The next day, we set out for the Sahara Desert. The bus ride was again interminable, even though I woke up every three hours to pop another Dramamine. We pulled in near dark, and were picked up in jeeps. The men driving raced across the dark desert, hitting as many bumps as they could to make us laugh in the back. One of the students from a different city had thrown his duffel bag onto my lap from the front, and I felt the bottles of booze inside clinking around as we jolted around like we were in a carnival ride.
The camp arrived out of the darkness like some glimmering object from a fairy tale. The whole camp was an expanse of tents in varying heights. Lights were strung between the sleeping tents, and the pathways were covered with woven rugs. The tents were made out of heavy black cloth, mounted up on beams. Within each tent was a row of 10-15 mattresses, carefully made up with rough sheets and thick woolen blankets. I vaguely considered the possibility of scorpions as I peeled back the covers, but we were all so exhausted we fell asleep almost immediately.
In the morning, we all rose at 5 a.m. to see the sun rise. I fell behind my friends, and was immediately confronted by a Berber man, who promised to take me to the best dune. I followed him, thinking he must be a worker in the camp. We sat on the sand, which is a brilliant orange, and talked about nothing as the sun came up. The whole thing was rather bizarre, but it came into clearer focus when we walked back.
“I work in the town, but I also sell figurines.” He began to pull out newspaper-wrapped bundles from his bag. I was caught, and as he laid out the figures gently on the sand, I contemplated whether I had the dirhams to spare. Too Midwestern to say no, I bought a fossil and two small camels—so that they wouldn’t be alone.

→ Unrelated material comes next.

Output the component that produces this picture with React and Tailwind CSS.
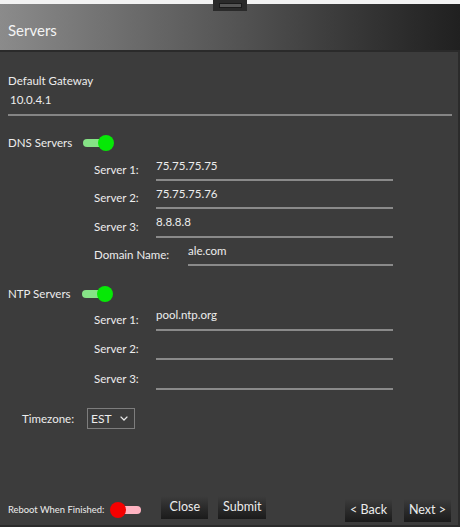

Later on, we rode real camels across the desert, laughing at how stiffly they lowered themselves to the ground or how terrifying it was to sit on one that was rising up from the sand. A majority of us had wrapped scarves around our heads like the Berber men, trying to throw ourselves into a cultural experience, but mostly looking pretty dumb. The guides showed us multiple times how to wrap the fabric around our heads, but the scarves inevitably slid off or bunched in strange places.
“What’s this camel’s name?” I asked. The men laughed.
“Barack Obama. And that one is Bob Marley.” They snickered to themselves. We thought the joke was really funny until we heard three other group leaders say the same thing.
We climbed up a sand dune that seemed as high as a mountain, and by the time I reached the top, my calves were burning and the entirety of the Sahara desert stretched out in front of me. With a whoop, we all sent ourselves spiraling down the dune in puffs of sand as we ran, rolled and slid all the way to the bottom.
Later on, at dinner, a Berber worker sat at our table. He told us he spoke seven languages he had just picked up from the numerous tour groups that go through there every year. I thought about him as we filed back into the jeeps a day later, wondering if the men and women who work there get tired of seeing tourists. I was tired of us.
The night before we left, I went out into the desert to find some piece of truth I could take back along with the orange sand I had collected in a Coke bottle. I looked up at the stars and breathed clean air, sinking my hands into the sand. The peaceful night was rent by my fellow students’ drunken cries. I sighed, and made my way back to the tent.